Best actress went to Faye Dunaway as the bitchy-pushy programming V.P. in Network; her loony anchorman co-star Peter Finch, who died last January, was named Best Actor. Rocky, Sylvester ("Sly") Stallone's uplift tale about the little-known heavyweight who could, won Best Picture.

After a final song by Ann-Margret --whom one wag nominated for a special award, "Best Body on an Adult" --the winners and losers moved on to the Beverly Hilton for some salmon mousse and fillet. Just as they were sitting down in their gowns and tuxedos, an equally elegant bunch was drifting out of Manhattan's Tavern on the Green, where Superagent Irving ("Swifty") Lazar had invited 200 of his closest friends--including Bianco Jagger, Truman Capote, Polly Bergen, Yul Brynner, Walter Cronkite and Lee Radziwill --to help him celebrate his 70th birthday and to watch the awards on ten television screens. But, as they used to say in Brooklyn, wait'll next year and the 50th.

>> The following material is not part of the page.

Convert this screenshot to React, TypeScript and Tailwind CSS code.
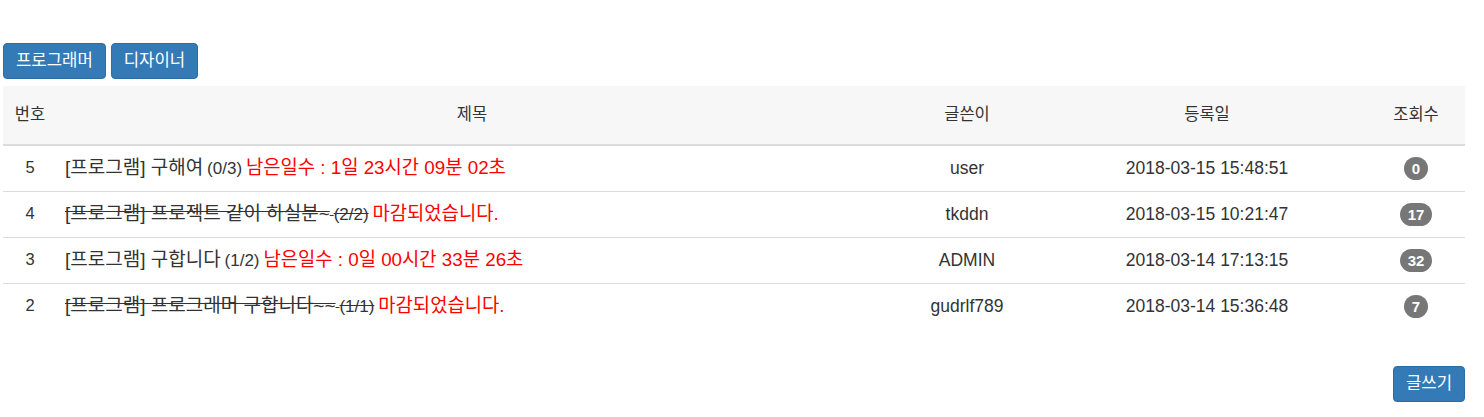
import React from 'react';

interface Post {
  no: number;
  title: string;
  count: string;
  closed: boolean;
  remain?: string;
  writer: string;
  date: string;
  views: number;
}

const posts: Post[] = [
  { no: 5, title: '[프로그램] 구해여', count: '(0/3)', closed: false, remain: '남은일수 : 1일 23시간 09분 02초', writer: 'user', date: '2018-03-15 15:48:51', views: 0 },
  { no: 4, title: '[프로그램] 프로젝트 같이 하실분~', count: '(2/2)', closed: true, writer: 'tkddn', date: '2018-03-15 10:21:47', views: 17 },
  { no: 3, title: '[프로그램] 구합니다', count: '(1/2)', closed: false, remain: '남은일수 : 0일 00시간 33분 26초', writer: 'ADMIN', date: '2018-03-14 17:13:15', views: 32 },
  { no: 2, title: '[프로그램] 프로그래머 구합니다~~', count: '(1/1)', closed: true, writer: 'gudrlf789', date: '2018-03-14 15:36:48', views: 7 },
];

const font = "font-['Liberation_Sans','Noto_Sans_CJK_KR',sans-serif]";

function Btn({ children }: { children: React.ReactNode }) {
  return (
    <button className="h-[36px] px-3 text-[16.7px] text-white bg-[#337ab7] border border-[#2e6da4] rounded">
      {children}
    </button>
  );
}

export default function App() {
  return (
    <div className={`${font} text-[#333] text-sm bg-white w-[1484px] h-[417px] px-[3px] pt-[43px]`}>
      <div className="flex gap-[5px]">
        <Btn>프로그래머</Btn>
        <Btn>디자이너</Btn>
      </div>

      <table className="mt-[7px] w-[1462px] border-collapse">
        <thead>
          <tr className="bg-[#f7f7f7] h-[59px] border-b-2 border-[#ddd] text-[16.5px]">
            <th className="w-[54px] font-normal">번호</th>
            <th className="w-[830px] font-normal">제목</th>
            <th className="w-[160px] font-normal">글쓴이</th>
            <th className="w-[320px] font-normal">등록일</th>
            <th className="font-normal">조회수</th>
          </tr>
        </thead>
        <tbody>
          {posts.map((p, i) => (
            <tr key={p.no} className={`h-[46px] ${i < posts.length - 1 ? 'border-b border-[#ddd]' : ''}`}>
              <td className="text-center text-[16.5px]">{p.no}</td>
              <td className="px-2 text-left">
                <span className={p.closed ? 'line-through' : ''}>
                  <span className="text-[19px]">{p.title}</span> <span className="text-[17px]">{p.count}</span>
                </span>{' '}
                <span className="text-[18.8px] text-[#ff0000]">{p.closed ? '마감되었습니다.' : p.remain}</span>
              </td>
              <td className="text-center text-[17.5px]">{p.writer}</td>
              <td className="text-center text-[17.5px]">{p.date}</td>
              <td className="text-center">
                <span className="inline-block min-w-[12px] px-[8px] py-[4px] text-[15px] font-bold leading-none text-white bg-[#777] rounded-[12px]">
                  {p.views}
                </span>
              </td>
            </tr>
          ))}
        </tbody>
      </table>

      <div className="flex justify-end mt-[37px] w-[1462px]">
        <Btn>글쓰기</Btn>
      </div>
    </div>
  );
}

Watch out, Lauren Hutton and Margaux Hemingway: here comes another high-priced face. Victoria Fyodorova, the Soviet actress who came to the U.S. in 1975 in search of her long-lost American father, retired Rear Admiral Jack Tate, and soon married an airline pilot, has signed a five-year contract to advertise cosmetics put out by Alexandra de Markoff, a division of Lanvin. The company reckoned that her name and chiseled cheekbones fit the de Markoff image. Victoria, who has caught on i quickly to the ways of the consumer society, claims a lifelong interest in cosmetics. "As a child, I would make up my dolls, but they always came out looking terrible." Will her personality come across, as she hopes, in the new de Markoff campaign? "I don't want people to say, 'Well, she's pretty, but she's dull.' " Just say she's prospering.

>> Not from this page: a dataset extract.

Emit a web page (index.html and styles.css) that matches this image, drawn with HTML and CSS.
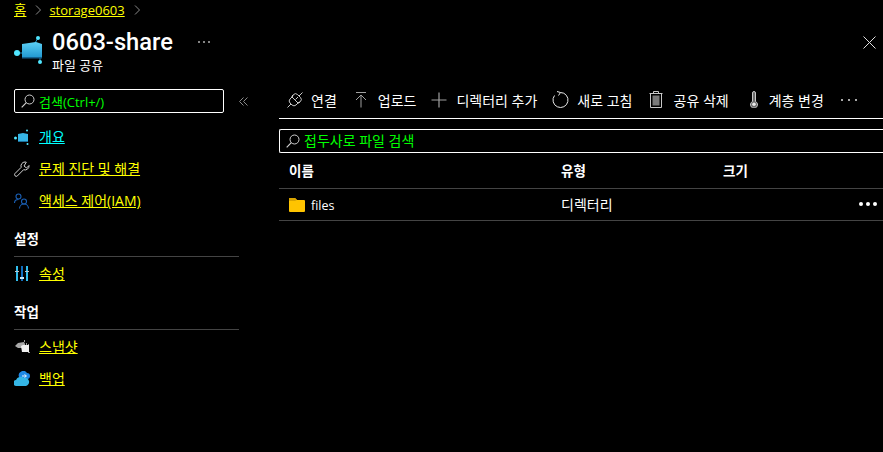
FILE: index.html
```html
<!DOCTYPE html>
<html lang="ko">
<head>
    <meta charset="UTF-8">
    <title>0603-share - 파일 공유</title>
    <link rel="stylesheet" href="styles.css">
</head>
<body>
    <nav class="breadcrumb">
        <a class="home" href="#">홈</a>
        <svg class="crumb-sep" width="6" height="10" viewBox="0 0 6 10"><path d="M1 .5 5.500 5 1 9.500" fill="none" stroke="#8a8a8a"/></svg>
        <a href="#">storage0603</a>
        <svg class="crumb-sep" width="6" height="10" viewBox="0 0 6 10"><path d="M1 .5 5.500 5 1 9.500" fill="none" stroke="#8a8a8a"/></svg>
    </nav>

    <header class="title-bar">
        <svg class="share-icon" width="29" height="30" viewBox="0 0 29 30">
            <defs>
                <linearGradient id="shareFill" x1="0" y1="0" x2="0" y2="1">
                    <stop offset="0" stop-color="#5cd0f5"/>
                    <stop offset="1" stop-color="#1f96cf"/>
                </linearGradient>
            </defs>
            <path d="M21 9 24 4M3 19h5M26 24v4" stroke="#1f8fbf"/>
            <path d="M8 10 22 8l6 2v14H8z" fill="url(#shareFill)"/>
            <path d="M8 23h20v1.500H8z" fill="#13618f"/>
            <circle cx="24" cy="4" r="2" fill="#50e6ff"/>
            <circle cx="3" cy="19" r="3" fill="#50e6ff"/>
            <circle cx="26" cy="28" r="2" fill="#50e6ff"/>
        </svg>
        <div class="title-text">
            <h1>0603-share</h1>
            <p>파일 공유</p>
        </div>
        <div class="dots title-more"><i></i><i></i><i></i></div>
        <svg class="close-icon" width="13" height="13" viewBox="0 0 13 13"><path d="M.5.500l12 12M12.500.500l-12 12" stroke="#e0e0e0" fill="none"/></svg>
    </header>

    <div class="content">
        <aside class="sidebar">
            <div class="side-search-row">
                <div class="search-box side-search">
                    <svg width="14" height="14" viewBox="0 0 14 14"><circle cx="8.500" cy="5.500" r="4.500" fill="none" stroke="#d0d0d0"/><path d="M5.300 8.700.7 13.300" stroke="#d0d0d0" stroke-width="1.200"/></svg>
                    <span>검색(Ctrl+/)</span>
                </div>
                <svg class="collapse" width="9" height="9" viewBox="0 0 9 9"><path d="M4.500.500.500 4.500l4 4M8.500.500l-4 4 4 4" fill="none" stroke="#8a8a8a"/></svg>
            </div>

            <ul class="menu">
                <li>
                    <svg width="16" height="16" viewBox="0 0 16 16">
                        <path d="M4 5 9 4l5 1v8H4z" fill="#35b6e6"/>
                        <path d="M4 12h10v1H4z" fill="#1b6f9c"/>
                        <circle cx="13" cy="1.500" r="1" fill="#50e6ff"/><circle cx="1.500" cy="9" r="1.500" fill="#50e6ff"/><circle cx="13.500" cy="15" r="1" fill="#50e6ff"/>
                    </svg>
                    <a class="current" href="#">개요</a>
                </li>
                <li>
                    <svg width="16" height="16" viewBox="0 0 16 16"><path d="M11 1a4 4 0 0 0-3.800 5.300L1 12.500a1.700 1.700 0 0 0 2.400 2.400l6.200-6.200A4 4 0 0 0 15 4.500L12.500 7 10 5l2.300-3.800A4 4 0 0 0 11 1z" fill="none" stroke="#d4d4d4"/></svg>
                    <a href="#">문제 진단 및 해결</a>
                </li>
                <li>
                    <svg width="16" height="16" viewBox="0 0 16 16" fill="none" stroke="#1a5fb4" stroke-width="1.100"><circle cx="4.500" cy="3.500" r="2.500"/><path d="M.5 10c0-2 1.500-3.500 4-3.500"/><circle cx="10" cy="8.500" r="2.500"/><path d="M5.500 15.500c0-2.500 2-4.500 4.500-4.500s4.500 2 4.500 4.500"/></svg>
                    <a href="#">액세스 제어(IAM)</a>
                </li>
            </ul>

            <h2 class="section-title">설정</h2>
            <ul class="menu">
                <li>
                    <svg width="16" height="16" viewBox="0 0 16 16">
                        <path d="M2 0h2v15H2zM12 0h2v15h-2z" fill="#32bdec"/><path d="M7 0h2v15H7z" fill="#0f6cbd"/>
                        <path d="M1 5h4v1H1zM11 5h4v1h-4z" fill="#b8c8d0"/><path d="M6 11h4v2H6z" fill="#c8e8f8"/>
                    </svg>
                    <a href="#">속성</a>
                </li>
            </ul>

            <h2 class="section-title">작업</h2>
            <ul class="menu">
                <li>
                    <svg width="16" height="16" viewBox="0 0 16 16">
                        <path d="M1 7l3-3 6-1 1 2v4H4z" fill="#a8a8a8"/>
                        <path d="M10 1h1v2h-1zM14 5h1v2h-1zM12 4h1v2h-1zM14 13h2v1h-2z" fill="#9a9a9a"/>
                        <path d="M7 7l2-1h6v7H8z" fill="#f0f0f0"/>
                    </svg>
                    <a href="#">스냅샷</a>
                </li>
                <li>
                    <svg width="16" height="16" viewBox="0 0 16 16">
                        <path d="M5 6a4.500 4.500 0 0 1 8-4 3 3 0 0 1 3 3 3 3 0 0 1-2 3H8z" fill="#1e88e5"/>
                        <path d="M3 15a3 3 0 0 1-1-6 5 5 0 0 1 8-2 3.500 3.500 0 0 1 2 8z" fill="#35b6e6"/>
                        <path d="M8 5h4M10.500 3.500l2 1.500-2 1.500" stroke="#e8f4ff" fill="none"/>
                    </svg>
                    <a href="#">백업</a>
                </li>
            </ul>
        </aside>

        <main class="main">
            <div class="toolbar">
                <button class="tool tool-link">
                    <svg width="16" height="16" viewBox="0 0 16 16" fill="none" stroke="#c8c8c8"><path d="M.5 15.500l3.500-3.500M15.500.500 12 4M5 5l6 6-2 2a3 3 0 0 1-4 0l-2-2a3 3 0 0 1 0-4zM6.500 3.500 3 7M12.500 9.500 9 13M11 5 8.500 7.500"/><path d="M4.500 4.500l2-2a3 3 0 0 1 4 0l3 3a3 3 0 0 1 0 4l-2 2"/></svg>
                    <span>연결</span>
                </button>
                <button class="tool tool-upload">
                    <svg width="12" height="16" viewBox="0 0 12 16" fill="none" stroke="#a0a0a0"><path d="M1 .5h10M6 15.500V3M1 8l5-5 5 5"/></svg>
                    <span>업로드</span>
                </button>
                <button class="tool tool-add">
                    <svg width="16" height="16" viewBox="0 0 16 16" stroke="#a0a0a0" stroke-width="1.200"><path d="M8 .5v15M.5 8h15"/></svg>
                    <span>디렉터리 추가</span>
                </button>
                <button class="tool tool-refresh">
                    <svg width="17" height="17" viewBox="0 0 17 17" fill="none" stroke="#e8e8e8"><path d="M8.500 1.500a7.500 7.500 0 1 1-6 3"/><path d="M5 .5 8.500 1.500 6.500 4.500"/></svg>
                    <span>새로 고침</span>
                </button>
                <button class="tool tool-delete">
                    <svg width="14" height="17" viewBox="0 0 14 17"><path d="M.5 2.500h13M4.500 2.500v-2h5v2" fill="none" stroke="#c8c8c8"/><path d="M1.500 2.500h11v14h-11z" fill="none" stroke="#c8c8c8"/><path d="M3.500 4.500h7v10h-7z" fill="#7a7a7a"/></svg>
                    <span>공유 삭제</span>
                </button>
                <button class="tool tool-tier">
                    <svg width="8" height="17" viewBox="0 0 8 17"><path d="M2.500 2a1.500 1.500 0 0 1 3 0v8.500a3.500 3.500 0 1 1-3 0z" fill="#6a6a6a" stroke="#c8c8c8"/><circle cx="4" cy="13.300" r="1.800" fill="#e8e8e8"/></svg>
                    <span>계층 변경</span>
                </button>
                <div class="dots tool-more"><i></i><i></i><i></i></div>
            </div>

            <div class="search-box file-search">
                <svg width="14" height="14" viewBox="0 0 14 14"><circle cx="8.500" cy="5.500" r="4.500" fill="none" stroke="#d0d0d0"/><path d="M5.300 8.700.7 13.300" stroke="#d0d0d0" stroke-width="1.200"/></svg>
                <span>접두사로 파일 검색</span>
            </div>

            <div class="row head">
                <div class="col-name">이름</div>
                <div class="col-type">유형</div>
                <div class="col-size">크기</div>
            </div>
            <div class="row">
                <div class="col-name">
                    <svg width="16" height="14" viewBox="0 0 16 14"><path d="M0 1a1 1 0 0 1 1-1h5l2 2h7a1 1 0 0 1 1 1v10a1 1 0 0 1-1 1H1a1 1 0 0 1-1-1z" fill="#ffc400"/><path d="M0 1a1 1 0 0 1 1-1h5l2 2-2 1H0z" fill="#d9a400"/></svg>
                    <span class="file-name">files</span>
                </div>
                <div class="col-type">디렉터리</div>
                <div class="col-size"></div>
                <div class="dots row-more"><i></i><i></i><i></i></div>
            </div>
        </main>
    </div>
</body>
</html>
```

FILE: styles.css
```css
* {
    box-sizing: border-box;
}
html, body {
    height: 100%;
}
body {
    margin: 0;
    background: #000;
    color: #fff;
    font-family: "Open Sans", "Noto Sans CJK KR", sans-serif;
    font-size: 14px;
    overflow: hidden;
}
a {
    color: #ff0;
    text-decoration: underline;
    text-underline-offset: 1px;
}
ul {
    list-style: none;
    margin: 0;
    padding: 0;
}
svg {
    flex: none;
    display: block;
}

.dots {
    display: flex;
    align-items: center;
    flex: none;
}
.dots i {
    display: block;
    border-radius: 50%;
    background: #e0e0e0;
}

.breadcrumb {
    display: flex;
    align-items: center;
    height: 18px;
    padding: 2px 0 0 14px;
    font-size: 13px;
    line-height: 16px;
}
.breadcrumb .home {
    font-size: 13.5px;
}
.crumb-sep {
    margin: 0 8px 0 9px;
}

.title-bar {
    display: flex;
    align-items: flex-start;
    height: 62px;
    padding: 10px 14px 0 14px;
}
.share-icon {
    margin-top: 6px;
}
.title-text {
    margin-left: 9px;
}
h1 {
    margin: 0;
    font-family: Roboto, "Open Sans", sans-serif;
    font-size: 23.7px;
    font-weight: 500;
    line-height: 28px;
}
.title-text p {
    margin: 2px 0 0;
    font-size: 13px;
    line-height: 14px;
}
.title-more {
    margin: 13px 0 0 25px;
    gap: 3px;
}
.title-more i {
    width: 2px;
    height: 2px;
    background: #b0b0b0;
}
.close-icon {
    margin: 8px 0 0 auto;
    position: relative;
    left: 7px;
}

.content {
    display: flex;
}
.sidebar {
    width: 279px;
    flex: none;
    padding: 9px 40px 0 14px;
}
.search-box {
    display: flex;
    align-items: center;
    border: 1px solid #fff;
    color: #0f0;
}
.side-search-row {
    display: flex;
    align-items: center;
    width: 240px;
}
.side-search {
    width: 210px;
    height: 24px;
    padding-left: 6px;
    border-radius: 2px;
    font-size: 13px;
}
.side-search span {
    margin-left: 4px;
}
.collapse {
    margin-left: 15px;
}
.menu li {
    display: flex;
    align-items: center;
    height: 32px;
    gap: 9px;
}
.menu li a {
    margin-bottom: 2px;
}
.side-search-row + .menu {
    margin-top: 8px;
}
.menu a.current {
    color: #0ff;
}
.section-title {
    margin: 14px 0 0;
    height: 26px;
    border-bottom: 1px solid #444;
    font-size: 13.5px;
    font-weight: 600;
    line-height: 16px;
}
.section-title + .menu {
    margin-top: 1px;
}

.main {
    flex: 1;
    min-width: 0;
}
.toolbar {
    display: flex;
    align-items: center;
    height: 39px;
    padding: 1px 0 0 8px;
    border-bottom: 1px solid #fff;
}
.tool {
    display: flex;
    align-items: center;
    padding: 0;
    border: 0;
    background: none;
    color: #fff;
    font: inherit;
    gap: 8px;
}
.tool-upload { margin-left: 18px; gap: 11px; }
.tool-add { margin-left: 15px; gap: 9px; }
.tool-refresh { margin-left: 15px; gap: 8px; }
.tool-delete { margin-left: 16px; gap: 11px; }
.tool-tier { margin-left: 21px; gap: 11px; }
.tool-more {
    margin-left: 17px;
    gap: 5px;
}
.tool-more i {
    width: 2px;
    height: 2px;
}
.file-search {
    height: 24px;
    margin: 10px 0 0;
    padding-left: 6px;
    border-right: 0;
    border-radius: 2px 0 0 2px;
}
.file-search span {
    margin: 0 0 2px 4px;
}
.row {
    display: flex;
    align-items: center;
    height: 32px;
    border-bottom: 1px solid #444;
    position: relative;
}
.row.head {
    height: 36px;
    font-size: 13.5px;
    font-weight: 600;
}
.row.head div {
    margin-bottom: 2px;
}
.col-name {
    display: flex;
    align-items: center;
    gap: 6px;
    width: 282px;
    padding-left: 10px;
}
.file-name {
    margin-top: 1px;
    font-size: 12.5px;
}
.col-type {
    width: 162px;
    margin-bottom: 2px;
}
.row-more {
    position: absolute;
    right: 6px;
    top: 13px;
    gap: 3px;
}
.row-more i {
    width: 4px;
    height: 4px;
    background: #fff;
}
```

After all those years of flinging rich Gallic dishes about on TV, America's premier French chef, Julia Child, has become a culinary turncoat. In her first new public broadcasting series since 1972, she will concentrate on, of all things, American cuisine. Says Julia, 64: "It's time we branched out and did something different." In the 13-installment program, which she will begin shooting in September, Julia will whip up entire meals instead of single dishes, aiming also to "get out of the kindergarten. We don't want to show how to chop onions. This will be sort of an advanced thing for people who like to cook." Some possibilities for Julia's new menu: New England boiled beef and cabbage, Pedernales chili and, of course, grits.

Everybody loves a clown, particularly a princess. So Her Serene Highness Princess Grace of Monaco graced a three-ringside seat at the opening night of the Ringling Bros, and Barnum & Bailey Circus in Manhattan last week. The official reason for her presence in New York was the christening of a new, 750-passenger luxury liner, the Cunard Princess. Grace, 47, hurled the traditional bottle of bubbly with impressive brio. "Wonderful arm," quipped New York

Mayor Abraham Beame, on hand for the ceremonies. "She'd be a great asset to the Yanks or the Mets."

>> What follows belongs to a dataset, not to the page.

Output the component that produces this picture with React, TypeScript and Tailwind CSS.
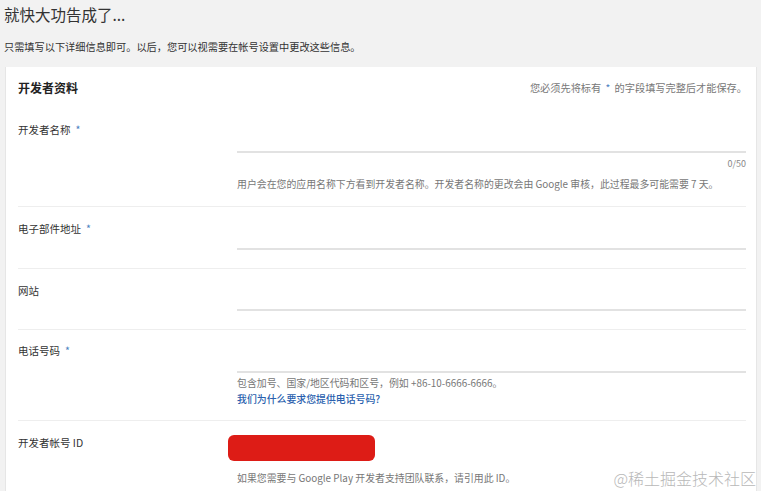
import React from "react";

const font = { fontFamily: '"Noto Sans CJK SC", "Noto Sans", sans-serif' };

function Star() {
  return <span className="ml-[5px] text-[#4a7fc1]">*</span>;
}

export default function App() {
  return (
    <div
      className="relative h-[491px] w-[761px] overflow-hidden bg-[#f2f2f2] text-[#333]"
      style={font}
    >
      <div className="pl-[4px] pt-[4px] text-[15.5px] leading-[20px] text-[#333]">就快大功告成了...</div>
      <div className="mt-[16px] pl-[4px] text-[10.2px] leading-[14px] text-[#333]">
        只需填写以下详细信息即可。以后，您可以视需要在帐号设置中更改这些信息。
      </div>

      <div className="ml-[5px] mt-[13px] w-[752px] border-l border-r border-[#e6e6e6] bg-white">
        <div className="flex h-[41px] items-center justify-between pl-[12px] pr-[9px]">
          <div className="text-[12px] font-bold leading-[14px] text-[#222]">开发者资料</div>
          <div className="text-[10.2px] leading-[12px] text-[#777]">
            您必须先将标有 <span className="px-[2px] text-[#4a7fc1]">*</span> 的字段填写完整后才能保存。
          </div>
        </div>

        <div className="ml-[12px] mr-[10px]">
          {/* Row 1 */}
          <div className="flex border-b border-[#eeeeee] pb-[15px]">
            <div className="w-[219px] shrink-0 pt-[15px] text-[10.5px] leading-[14px]">
              开发者名称<Star />
            </div>
            <div className="flex-1">
              <div className="h-[45px] border-b-[2px] border-[#e2e2e2]" />
              <div className="mt-[5px] text-right text-[9px] leading-[12px] text-[#888]">0/50</div>
              <div className="mt-[7px] text-[9.9px] leading-[14px] text-[#777]">
                用户会在您的应用名称下方看到开发者名称。开发者名称的更改会由 Google 审核，此过程最多可能需要 7 天。
              </div>
            </div>
          </div>

          {/* Row 2 */}
          <div className="flex border-b border-[#eeeeee] pb-[18px]">
            <div className="w-[219px] shrink-0 pt-[15px] text-[10.5px] leading-[14px]">
              电子部件地址<Star />
            </div>
            <div className="flex-1">
              <div className="h-[43px] border-b-[2px] border-[#e2e2e2]" />
            </div>
          </div>

          {/* Row 3 */}
          <div className="flex border-b border-[#eeeeee] pb-[18px]">
            <div className="w-[219px] shrink-0 pt-[15px] text-[10.5px] leading-[14px]">网站</div>
            <div className="flex-1">
              <div className="h-[42px] border-b-[2px] border-[#e2e2e2]" />
            </div>
          </div>

          {/* Row 4 */}
          <div className="flex border-b border-[#eeeeee] pb-[14px]">
            <div className="w-[219px] shrink-0 pt-[14px] text-[10.5px] leading-[14px]">
              电话号码<Star />
            </div>
            <div className="flex-1">
              <div className="h-[43px] border-b-[2px] border-[#e2e2e2]" />
              <div className="mt-[3px] text-[9.9px] leading-[14px] text-[#777]">
                包含加号、国家/地区代码和区号，例如 +86-10-6666-6666。
              </div>
              <div className="mt-[2px] text-[9.9px] font-medium leading-[14px] text-[#2a5fae]">
                我们为什么要求您提供电话号码?
              </div>
            </div>
          </div>

          {/* Row 5 */}
          <div className="flex pb-[20px]">
            <div className="w-[219px] shrink-0 pt-[15px] text-[10.5px] leading-[14px]">开发者帐号 ID</div>
            <div className="flex-1">
              <div className="-ml-[9px] mt-[14px] h-[26px] w-[147px] rounded-[6px] bg-[#dd1c16]" />
              <div className="mt-[10px] text-[9.9px] leading-[14px] text-[#777]">
                如果您需要与 Google Play 开发者支持团队联系，请引用此 ID。
              </div>
            </div>
          </div>
        </div>
      </div>

      <div className="absolute bottom-[3px] right-[5px] text-[16px] font-light leading-[20px] text-[#b8b8b8]">
        @稀土掘金技术社区
      </div>
    </div>
  );
}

French Choreographer Maurice Bejart had a devil of a time casting his ballet rendition of Goethe's Faust. Who could play the aging hero, a scholar struggling to recapture his youth by bargaining with Mephistopheles? "There aren't many 50-year-old male dancers left," explains Bejart, who happens to be exactly 50. So, even though he hadn't danced onstage in nine years, Bejart decided that in the Broadway premiere of his Notre Faust, he himself would play the title role and Mephistopheles as well. Before his debut in the relentlessly athletic work, which is set to music from Bach's Mass in B-minor with frequent explosions of Argentine tango, Bejart observed: Faust is not just a role, "it's a mid-life crisis. You want to live again. You want to be young again."